= V. R. S. Schokman =

Sri Lankan politician (1887–1953)

Vivian Roy Stanley Schokman (14 November 1887 – 9 June 1953) was a Ceylonese politician and physician.

Vivian Roy Stanley Schokman was born on 14 November 1887 in Colombo, the eldest son of Walter Russell Schokman (1861–1912) and Agnes Maud née Baillie (1867–1912), in a family of seven children. He was educated at Royal College, Colombo and at the Ceylon Medical College.

He married Muriel Gertrude née Metzeling (1886–1935) on 24 March 1913 at the Dutch Reformed Church in Bambalapitiya. They had three children, Vivan Douglas (b.1913), Muriel Eileen Phyllis (b.1915) and Estelle Maud (b.1916).
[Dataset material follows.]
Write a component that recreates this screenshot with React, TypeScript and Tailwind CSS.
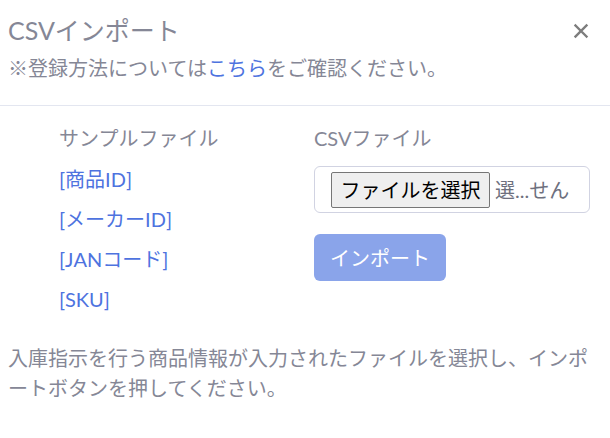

Schockman was elected to the Colombo Municipal Council and served as the Mayor of Colombo from 1938 to 1939. He appointed to the first Senate of Ceylon in 1947 and was an appointed member of the inaugural Parliament. He served as the first President of the Ceylon Olympic and Empire Games Association, the precursor to the National Olympic Committee of Sri Lanka.

He died on 9 June 1953 in Havelock Town at the age of 65.